Brueggemann traces this Sabbath inclusivity back to the time of exodus when the Israelites along with “other kinds” of people left the slavery and oppression of Egypt and its pyramid-structured society with the god-like Pharaoh at the top and slaves and other people without value at the bottom.
Those at the bottom of the pyramid suffered greatly because of the anxiety of the Pharaoh who feared a famine. Pharaoh’s fear was not that the people in Egypt would suffer from starvation, but that a famine would threaten his god-status and show that he was weak and unable to prevent it. A god could not allow a famine to happen, therefore everyone else had to work, work, work to produce a surplus and build structures to hold the surplus. There was no rest because there could never be enough, and there was no regard for neighbor because the system required total focus on anxiety-driven productivity.
In the exodus, God led the people to the wilderness away from a system that knew no rest and gave them a command to observe the Sabbath. This was not anything they had experienced. Rest, come to a restful place in God? All they had known was work and it was a difficult adjustment, and one that we can relate to today.

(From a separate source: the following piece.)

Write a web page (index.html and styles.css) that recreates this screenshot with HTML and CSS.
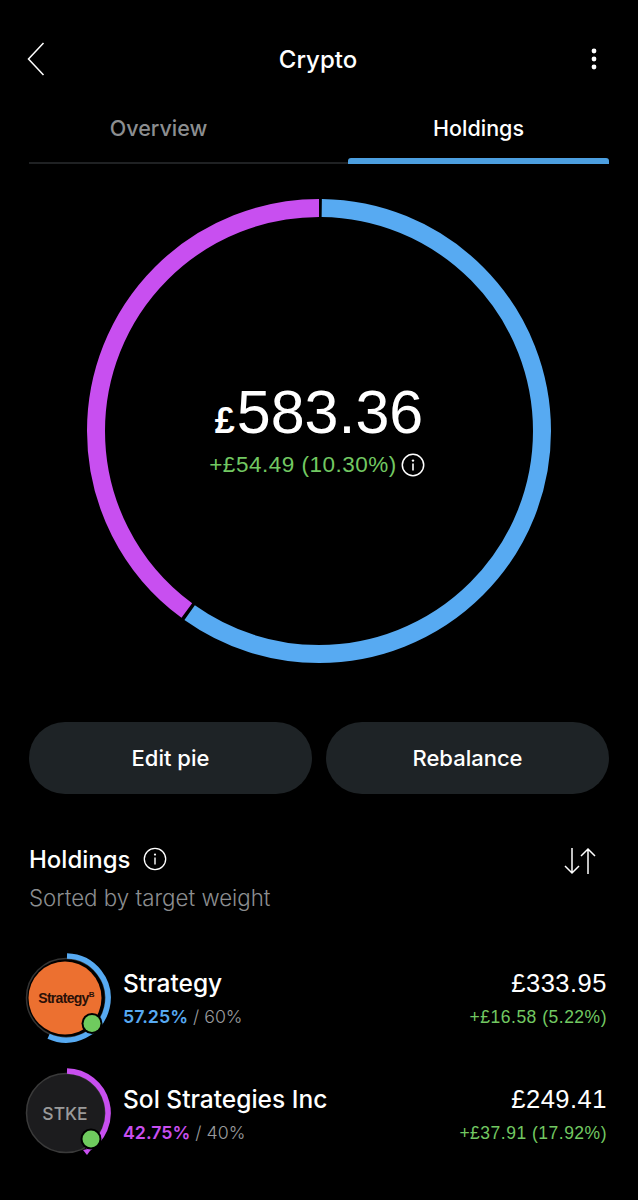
FILE: index.html
```html
<!DOCTYPE html>
<html lang="en">
<head>
    <meta charset="UTF-8">
    <meta name="viewport" content="width=device-width, initial-scale=1.0">
    <title>Crypto</title>
    <link rel="stylesheet" href="styles.css">
</head>
<body>
    <div class="page">
        <div class="topbar">
            <svg class="back" width="18" height="34" viewBox="0 0 18 34"><path d="M16.5 1 L1.5 17 L16.5 33" fill="none" stroke="#fff" stroke-width="1.5"/></svg>
            <div class="title">Crypto</div>
            <svg class="more" width="6" height="22" viewBox="0 0 6 22"><circle cx="3" cy="3" r="2.4" fill="#fff"/><circle cx="3" cy="11" r="2.4" fill="#fff"/><circle cx="3" cy="19" r="2.4" fill="#fff"/></svg>
        </div>

        <div class="tabs">
            <div class="tab">Overview</div>
            <div class="tab active">Holdings</div>
        </div>

        <div class="pie">
            <svg width="464" height="464" viewBox="0 0 464 464">
                <circle cx="232" cy="232" r="223" fill="none" stroke="#57aaf2" stroke-width="18" pathLength="100" stroke-dasharray="59.65 40.35" stroke-dashoffset="-0.2" transform="rotate(-90 232 232)"/>
                <circle cx="232" cy="232" r="223" fill="none" stroke="#c84ff0" stroke-width="18" pathLength="100" stroke-dasharray="39.9 60.1" stroke-dashoffset="-60.1" transform="rotate(-90 232 232)"/>
            </svg>
            <div class="pie-center">
                <div class="total"><span class="pound">£</span>583.36</div>
                <div class="gain">+£54.49 (10.30%)
                    <svg width="24" height="24" viewBox="0 0 24 24"><circle cx="12" cy="12" r="10.7" fill="none" stroke="#fff" stroke-width="1.5"/><circle cx="12" cy="7.6" r="1.2" fill="#fff"/><path d="M12 10.6v7" stroke="#fff" stroke-width="1.6"/></svg>
                </div>
            </div>
        </div>

        <div class="actions">
            <div class="btn">Edit pie</div>
            <div class="btn">Rebalance</div>
        </div>

        <div class="section-head">
            <div>
                <div class="section-title">Holdings
                    <svg width="24" height="24" viewBox="0 0 24 24"><circle cx="12" cy="12" r="10.7" fill="none" stroke="#fff" stroke-width="1.3"/><circle cx="12" cy="7.6" r="1.1" fill="#fff"/><path d="M12 10.6v7" stroke="#fff" stroke-width="1.4"/></svg>
                </div>
                <div class="section-sub">Sorted by target weight</div>
            </div>
            <svg class="sort" width="32" height="28" viewBox="0 0 32 28"><path d="M8 1v25M1 19l7 7 7-7M24 27V2M17 9l7-7 7 7" fill="none" stroke="#fff" stroke-width="1.5"/></svg>
        </div>

        <div class="row">
            <div class="avatar">
                <svg width="88" height="92" viewBox="0 0 88 92">
                    <circle cx="42" cy="46" r="39.5" fill="none" stroke="#333" stroke-width="1.5"/>
                    <circle cx="41" cy="46" r="36.5" fill="#ec7030"/>
                    <path d="M43 4 A42 42 0 1 1 24.6 84.2" fill="none" stroke="#57aaf2" stroke-width="5.5"/>
                    <circle cx="68" cy="71.500" r="10.500" fill="#000"/>
                    <circle cx="68" cy="71.500" r="8.500" fill="#6fcb5e"/>
                </svg>
                <span class="logo-text">Strategy<sup>B</sup></span>
            </div>
            <div class="info">
                <div class="name">Strategy</div>
                <div class="weight"><span class="blue">57.25%</span> / 60%</div>
            </div>
            <div class="values">
                <div class="value">£333.95</div>
                <div class="change">+£16.58 (5.22%)</div>
            </div>
        </div>

        <div class="row">
            <div class="avatar">
                <svg width="88" height="92" viewBox="0 0 88 92">
                    <circle cx="42" cy="45" r="39.500" fill="#1c1c1e" stroke="#3a3a3a" stroke-width="1.500"/>
                    <path d="M43 3 A42 42 0 0 1 63 81.400" fill="none" stroke="#c84ff0" stroke-width="5.500"/>
                    <path d="M59 82 L68 80 L63 87 Z" fill="#c84ff0"/>
                    <circle cx="67" cy="71" r="10.500" fill="#000"/>
                    <circle cx="67" cy="71" r="8.500" fill="#6fcb5e"/>
                </svg>
                <span class="logo-text stke">STKE</span>
            </div>
            <div class="info">
                <div class="name">Sol Strategies Inc</div>
                <div class="weight"><span class="purple">42.75%</span> / 40%</div>
            </div>
            <div class="values">
                <div class="value">£249.41</div>
                <div class="change">+£37.91 (17.92%)</div>
            </div>
        </div>
    </div>
</body>
</html>
```

FILE: styles.css
```css
body {
    margin: 0;
    background-color: #000;
    color: #fff;
    font-family: Inter, "Liberation Sans", sans-serif;
}
.page {
    height: 1200px;
    padding: 42px 29px 0;
    box-sizing: border-box;
    overflow: hidden;
}
.topbar {
    display: flex;
    justify-content: space-between;
    align-items: center;
    height: 34px;
}
.back {
    margin-left: -2px;
}
.more {
    margin-right: 12px;
}
.title {
    font-size: 24px;
    font-weight: 500;
}
.tabs {
    display: flex;
    margin-top: 28px;
    border-bottom: 2px solid #1f2123;
    height: 58px;
}
.tab {
    flex: 1;
    text-align: center;
    font-size: 21.5px;
    font-weight: 500;
    color: #8c8e90;
    padding-top: 11px;
    box-sizing: border-box;
}
.tab:first-child {
    flex: 0 0 319px;
    padding-right: 60px;
}
.tab.active {
    color: #fff;
    position: relative;
}
.tab.active::after {
    content: "";
    position: absolute;
    left: 0;
    right: 0;
    bottom: -2px;
    height: 6px;
    background-color: #4c9fe0;
    border-radius: 3px 3px 0 0;
}
.pie {
    display: grid;
    justify-content: center;
    align-items: center;
    margin-top: 35px;
    height: 464px;
}
.pie > * {
    grid-area: 1 / 1;
}
.pie-center {
    text-align: center;
    margin-bottom: 3px;
}
.total {
    font-family: "Liberation Sans", sans-serif;
    font-size: 61px;
    line-height: 62px;
}
.pound {
    font-size: 36px;
    font-weight: 700;
    margin-right: 2px;
}
.gain {
    display: flex;
    justify-content: center;
    align-items: center;
    gap: 4px;
    font-family: "Liberation Sans", sans-serif;
    font-size: 22.5px;
    letter-spacing: 0.5px;
    color: #72c862;
    margin-right: 4px;
}
.actions {
    display: flex;
    gap: 14px;
    margin-top: 59px;
}
.btn {
    flex: 1;
    height: 72px;
    line-height: 72px;
    text-align: center;
    border-radius: 36px;
    background-color: #1e2326;
    font-size: 22px;
    font-weight: 500;
}
.section-head {
    display: flex;
    justify-content: space-between;
    margin-top: 51px;
}
.section-title {
    display: flex;
    align-items: center;
    gap: 12px;
    font-size: 24px;
    font-weight: 500;
    height: 28px;
}
.section-sub {
    font-size: 22.3px;
    font-weight: 300;
    color: #8c8e90;
    margin-top: 11px;
}
.sort {
    margin-right: 13px;
    margin-top: 2px;
}
.row {
    display: flex;
    align-items: center;
    height: 92px;
    margin-top: 24px;
}
.section-head + .row {
    margin-top: 41px;
}
.avatar {
    position: relative;
    flex: 0 0 99px;
    height: 92px;
    margin-left: -5px;
}
.logo-text {
    position: absolute;
    left: 0;
    width: 84px;
    top: 38px;
    text-align: center;
    font-family: "Liberation Sans", sans-serif;
    font-size: 14px;
    font-weight: 700;
    letter-spacing: -0.7px;
    color: #2a1008;
}
.logo-text sup {
    font-size: 8px;
    line-height: 0;
}
.logo-text.stke {
    top: 35px;
    width: 82px;
    font-family: Inter, sans-serif;
    font-size: 17.5px;
    font-weight: 500;
    letter-spacing: 0;
    color: #9a9a9a;
}
.info {
    flex: 1;
    margin-bottom: 2px;
}
.name {
    font-size: 24.5px;
    font-weight: 500;
}
.weight {
    font-size: 17.8px;
    font-weight: 300;
    color: #9a9c9e;
    margin-top: 8px;
}
.blue {
    color: #57aaf2;
    font-weight: 600;
}
.purple {
    color: #c84ff0;
    font-weight: 600;
}
.values {
    text-align: right;
    font-family: "Liberation Sans", sans-serif;
    margin-right: 2px;
}
.value {
    font-size: 25.5px;
    letter-spacing: 0.5px;
}
.change {
    font-size: 17.5px;
    letter-spacing: 0.5px;
    color: #72c862;
    margin-top: 9px;
}
```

“Remember you were once slaves in Egypt” was a frequent reminder spoken through the prophets when God commanded Sabbath observance and other socially inclusive directives. God reminded them and reminds us through scripture today that our faith-heritage is one of being victims of an unjust, oppressive system. Remember where you came from, and by extension, you must have mercy on those who also suffer from broken systems.

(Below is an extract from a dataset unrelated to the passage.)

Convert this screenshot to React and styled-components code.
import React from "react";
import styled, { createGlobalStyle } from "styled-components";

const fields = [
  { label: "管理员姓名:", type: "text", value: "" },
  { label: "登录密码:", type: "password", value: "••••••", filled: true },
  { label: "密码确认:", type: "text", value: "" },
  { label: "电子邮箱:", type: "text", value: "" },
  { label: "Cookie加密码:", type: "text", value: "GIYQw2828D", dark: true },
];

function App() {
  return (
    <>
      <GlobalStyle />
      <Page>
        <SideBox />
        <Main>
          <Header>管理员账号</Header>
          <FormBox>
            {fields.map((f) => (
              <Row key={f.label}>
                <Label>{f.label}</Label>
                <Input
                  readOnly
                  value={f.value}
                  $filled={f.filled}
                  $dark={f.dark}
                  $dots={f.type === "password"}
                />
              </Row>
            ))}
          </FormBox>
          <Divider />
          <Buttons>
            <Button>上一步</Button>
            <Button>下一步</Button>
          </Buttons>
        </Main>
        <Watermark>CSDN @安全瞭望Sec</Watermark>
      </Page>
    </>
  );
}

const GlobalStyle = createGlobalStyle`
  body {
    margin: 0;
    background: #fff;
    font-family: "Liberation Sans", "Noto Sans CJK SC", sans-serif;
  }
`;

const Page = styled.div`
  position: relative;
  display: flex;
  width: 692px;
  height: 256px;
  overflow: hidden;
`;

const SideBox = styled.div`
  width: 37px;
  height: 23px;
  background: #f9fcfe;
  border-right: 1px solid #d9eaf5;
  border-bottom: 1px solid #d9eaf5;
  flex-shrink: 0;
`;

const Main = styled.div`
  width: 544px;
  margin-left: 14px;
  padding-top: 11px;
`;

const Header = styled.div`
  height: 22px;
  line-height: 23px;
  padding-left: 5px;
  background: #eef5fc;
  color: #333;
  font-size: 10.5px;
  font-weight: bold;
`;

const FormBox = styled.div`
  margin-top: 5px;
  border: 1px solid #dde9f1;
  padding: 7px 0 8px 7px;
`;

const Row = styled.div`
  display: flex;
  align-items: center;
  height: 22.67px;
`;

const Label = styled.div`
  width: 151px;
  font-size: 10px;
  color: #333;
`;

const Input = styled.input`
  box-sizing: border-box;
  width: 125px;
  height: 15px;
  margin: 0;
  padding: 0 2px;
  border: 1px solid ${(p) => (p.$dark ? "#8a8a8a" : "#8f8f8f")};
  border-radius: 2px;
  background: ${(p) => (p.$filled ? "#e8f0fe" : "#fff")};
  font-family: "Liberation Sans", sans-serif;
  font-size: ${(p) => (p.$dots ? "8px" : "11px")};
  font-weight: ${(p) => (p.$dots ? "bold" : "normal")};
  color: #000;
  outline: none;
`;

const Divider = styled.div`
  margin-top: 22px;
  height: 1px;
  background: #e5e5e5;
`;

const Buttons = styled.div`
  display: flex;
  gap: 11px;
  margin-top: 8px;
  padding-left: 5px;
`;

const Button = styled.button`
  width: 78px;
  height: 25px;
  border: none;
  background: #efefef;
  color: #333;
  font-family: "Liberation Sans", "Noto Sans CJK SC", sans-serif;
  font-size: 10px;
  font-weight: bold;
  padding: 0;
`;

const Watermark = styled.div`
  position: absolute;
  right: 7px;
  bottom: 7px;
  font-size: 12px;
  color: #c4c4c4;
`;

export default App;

Do you see how justice is connected with Sabbath rest? Until all observe Sabbath, there is no justice. Until there is justice, there is no true Sabbath rest.
Brueggemann uses the term “restfulness of neighborliness.” Sabbath is a way of ceasing to engage in broken systems so that “neighborly engagement…defines our lives.” (Ibid., 18)
“Sabbath is not simply a pause. It is an occasion for reimagining all of social life away from coercion and competition to compassionate solidarity.” p.45
Brueggemann says that Sabbath is an act of worship, and “worship that does not lead to neighborly compassion and justice cannot be faithful worship of YHWH” (Ibid., 64 )– a reference to Isaiah 58: 1-7 ( “…is not this the fast that I choose: to loose the bonds of injustice…”).
“Sabbath is the regular, disciplined, visible, concrete yes to the neighborly reality of the community beloved by God.” (Ibid., 87)
Last night after I had written the above, we watched a short program on public TV about Congressman John Lewis and his “March” graphic novels. The program was part of a recording made when Lewis had been at the Flynn Theater in Burlington last November. It concluded with Lewis saying that we all live in the same household and must learn to live as brothers and sisters — together we can create the beloved community.
I immediately heard the connection to Dr. Brueggmann’s Sabbath: On the seventh day, God rested and we as members of the household of God, God’s sons and daughters — brothers and sisters — must also rest as God’s beloved community.
And so, Peace with Justice Sunday comes on a Sunday in June that was set long ago. This year, it falls on a day when we have been witnessing the gatherings of masses of people who suffer from broken and unjust systems and those who stand in solidarity with them, many carrying signs, “Without Justice, No Peace.” People claiming neighborliness. Love thy neighbor-liness. We must claim this neighborhood of beloved community so that justice will prevail and all may find the Sabbath restfulness of God.
Finally, brothers and sisters, farewell. Put things in order, listen to my appeal, agree with one another, live in peace; and the God of love and peace will be with you. Greet one another with a holy kiss. All the saints greet you. The grace of the Lord Jesus Christ, the love of God, and the communion of the Holy Spirit be with all of you.
2 Corinthians 13:11-13
~ Evie Doyon, June 6, 2020
[1] Walter Brueggemann, Sabbath as Resistance: Saying No to the Culture of Now (Louisville KY:WestminsterJohn Knox Press, ©2014).